As a smaller company, we all have jobs with many different hats. Over the last couple of years, I’ve been able to finally understand at least two of the mindsets within our development team. These two mindsets are almost like different hats. I call them development and engineering and here’s how I see the two mindsets coming together during this project.
We wanted to move from a complicated scale out process to something simpler. Currently we have a language identification tool supplied as a feature of a bigger data manager. The language identification is in essence a library that is not separable from the data manager. Thus, getting the language of a document requires interaction with the data manager. If we wanted to make this simpler, we have to ask a question: Is it possible to identify language outside of the data manager? Of course this answer is “surely, it must be possible,” but as a small business, we can’t just know it’s possible out in the world, it has to be possible for our skill sets and has to be something we can afford to spend the time on to make it work.
This first task we like to call feasibility. It combines a little bit of engineering and a little bit of development to search for answers. The engineering mindset has to look for something that would work here — with our platform and our constraints. The developer mindset has to know the code can be manipulated for our needs. This may be through simple process control or through modification to tailor towards the way things work now. The results of this search is often captured in a document format based on SCQA that we call the SCPA. Our difference is that we fell the question is often self evident and we present a proposal to the situation and complication along with alternatives if we can find them.
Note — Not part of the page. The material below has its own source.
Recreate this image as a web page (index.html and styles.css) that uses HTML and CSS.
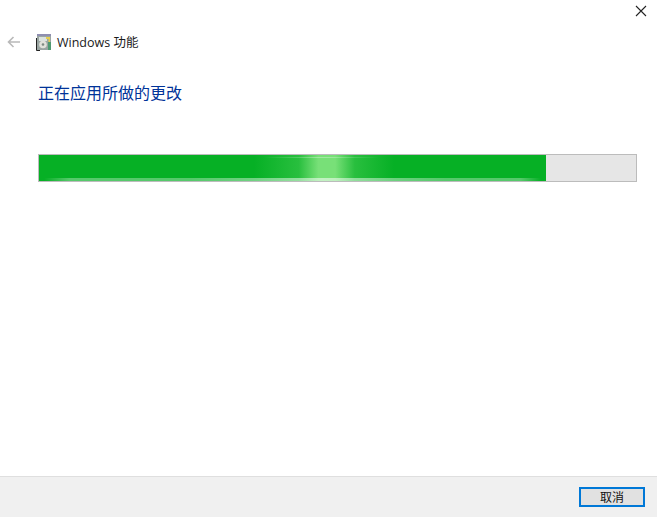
FILE: index.html
```html
<!DOCTYPE HTML>
<html lang=zh>
  <head>
    <title>Windows 功能</title>
    <meta name=viewport content=width=device-width,initial-scale=1>
    <link rel="stylesheet" href="styles.css">
  </head>
  <body>
    <div class=window>
      <div class=titlebar>
        <svg class=close width=12 height=12 viewBox="0 0 12 12">
          <path d="M1 1L11 11M11 1L1 11" stroke="#222" stroke-width="1.1" fill="none"/>
        </svg>
      </div>
      <div class=header>
        <svg class=back width=14 height=12 viewBox="0 0 14 12">
          <path d="M13 6H2M6.5 1L1.5 6L6.5 11" stroke="#b9b9b9" stroke-width="1.6" fill="none"/>
        </svg>
        <svg class=appicon width=16 height=17 viewBox="0 0 16 17">
          <rect x="1" y="1" width="14" height="15" fill="#9aa5a2"/>
          <rect x="1" y="0" width="14" height="2" fill="#8f8fb0"/>
          <rect x="3" y="3" width="8" height="4" fill="#dbe3df"/>
          <path d="M10 3H14V8H12.5V5H10Z" fill="#e6cf4e"/>
          <circle cx="7" cy="10.5" r="3.8" fill="#e2e2da"/>
          <circle cx="7" cy="10.5" r="1.3" fill="#7d8a82"/>
          <rect x="12" y="8" width="3" height="8" fill="#4f9a72"/>
          <path d="M0.5 4V16.5H4" stroke="#222" fill="none"/>
        </svg>
        <span class=apptitle>Windows 功能</span>
      </div>
      <div class=content>
        <h1>正在应用所做的更改</h1>
        <div class=progress>
          <div class=progressfill>
            <div class=shine></div>
            <div class=glowtop></div>
            <div class=glowbottom></div>
          </div>
        </div>
      </div>
      <div class=footer>
        <button class=cancel>取消</button>
      </div>
    </div>
  </body>
</html>
```
FILE: styles.css
```css
html, body {
  margin: 0;
  width: 100%;
  height: 100%;
  background: #fff;
}
.window {
  display: flex;
  flex-direction: column;
  height: 517px;
  font-family: "Noto Sans CJK SC", "Liberation Sans", sans-serif;
}
.titlebar {
  display: flex;
  justify-content: flex-end;
  height: 24px;
  padding: 5px 10px 0 0;
  box-sizing: border-box;
}
.close {
  display: block;
}
.header {
  display: flex;
  align-items: center;
  height: 36px;
  padding-left: 7px;
}
.back {
  margin-right: 15px;
}
.appicon {
  margin-right: 5px;
}
.apptitle {
  padding-bottom: 2px;
  font-family: "Open Sans", "Noto Sans CJK SC", sans-serif;
  font-size: 12.5px;
  color: #1a1a1a;
}
.content {
  flex: 1;
  padding: 20px 20px 0 38px;
}
h1 {
  margin: 0;
  font-size: 16px;
  line-height: 24px;
  font-weight: 400;
  color: #003399;
}
.progress {
  height: 28px;
  margin-top: 50px;
  background: #e6e6e6;
  border: 1px solid #bcbcbc;
  box-sizing: border-box;
}
.progressfill {
  position: relative;
  width: 507px;
  height: 26px;
  background: #06b025;
  overflow: hidden;
}
.shine {
  position: absolute;
  left: 215px;
  top: 0;
  width: 140px;
  height: 100%;
  background: linear-gradient(90deg, rgba(120,225,120,0), rgba(120,225,120,.3) 32%, #78e078 46%, #78e078 58%, rgba(120,225,120,.3) 72%, rgba(120,225,120,0));
}
.glowtop {
  position: absolute;
  left: 225px;
  top: 2px;
  width: 115px;
  height: 1px;
  background: linear-gradient(90deg, rgba(255,255,255,0), rgba(255,255,255,.3) 45%, rgba(255,255,255,.3) 55%, rgba(255,255,255,0));
}
.glowbottom {
  position: absolute;
  left: 0;
  right: 0;
  bottom: 0;
  height: 3px;
  background: linear-gradient(90deg, rgba(255,255,255,0) 1%, rgba(255,255,255,.32) 6%, rgba(255,255,255,.32) 30%, rgba(255,255,255,.55) 56%, rgba(255,255,255,.32) 80%, rgba(255,255,255,.32) 95%, rgba(255,255,255,0) 99%);
}
.footer {
  display: flex;
  justify-content: flex-end;
  align-items: flex-start;
  height: 41px;
  padding: 10px 12px 0 0;
  box-sizing: border-box;
  background: #f0f0f0;
  border-top: 1px solid #dfdfdf;
}
.cancel {
  width: 66px;
  height: 20px;
  padding: 0;
  background: #e1e1e1;
  border: 2px solid #0078d7;
  font-family: "Noto Sans CJK SC", sans-serif;
  font-size: 12px;
  line-height: 14px;
  color: #111;
}
```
If we move forward with the SCPA, the developer’s next job is to get something working. This often acts like a proof of concept. Our newer developers always feel very proud when they complete this stage. This is often what the idealized version of development looks like in our dreams.
If the results of getting something working confirm the assertions in the SCPA, we’ll take the next step which makes the developer return to their engineering mindset. They have to start thinking about operational issues. How fast is it? How big is it? What’s likely to break? How will we know if it is working correctly? We answer many of the questions through functional testing and unit testing, but it’s hard to answer some of the other questions without running the software in the real world or something that gets really close to approximating the real world (this is way harder than it sounds).
While working on the language identifier, I was happy to see it working. I worked with the Product Manager to complete acceptance testing — in this case, did it give us the right answers? We set up a list of over 20K documents that we knew the language for and began the testing. The tests seem to be taking a long time, but I had plenty of other stuff to do so it was ok to let them run. I bundled up the results and passed it to the Product Manager so the analysis could begin, but I had to go back and address the speed issues. Again, the engineering and development mindset have to work in concert. I collaborated with my team and collected a lot of good advice including doing the smallest things possible to get acceptable speed without having to drift towards thread management and spawning. We all agreed that loading the language model for every document was a lot of overhead and if we could load it once and run many documents through the same process we should see an appreciable improvement. If this wasn’t going to be enough, then go back and revisit threading or multiprocessing options.
The original code was invoked by letting the OS pass the files into one at a time. This of course means reloading the very large model each time the script was invoked.
$ for D in ../corpus/docs/9/*body; do argot.py -d $D -o ~/out; done real 44m12.313s user 40m35.763s sys 3m21.840s
The revision handles the OS work within the code and loads the model only once. The results were astonishing.
$ argot.py -p ../corpus/docs/9/ -o ~/out real 0m10.558s user 0m10.272s sys 0m0.265s
This is the same set of documents
$ ls -1 ../corpus/docs/9/*body | wc -l 2095
We went from 44m12s to 10s. These details are critical to our operations and they combine development and engineering mindset to get the best results.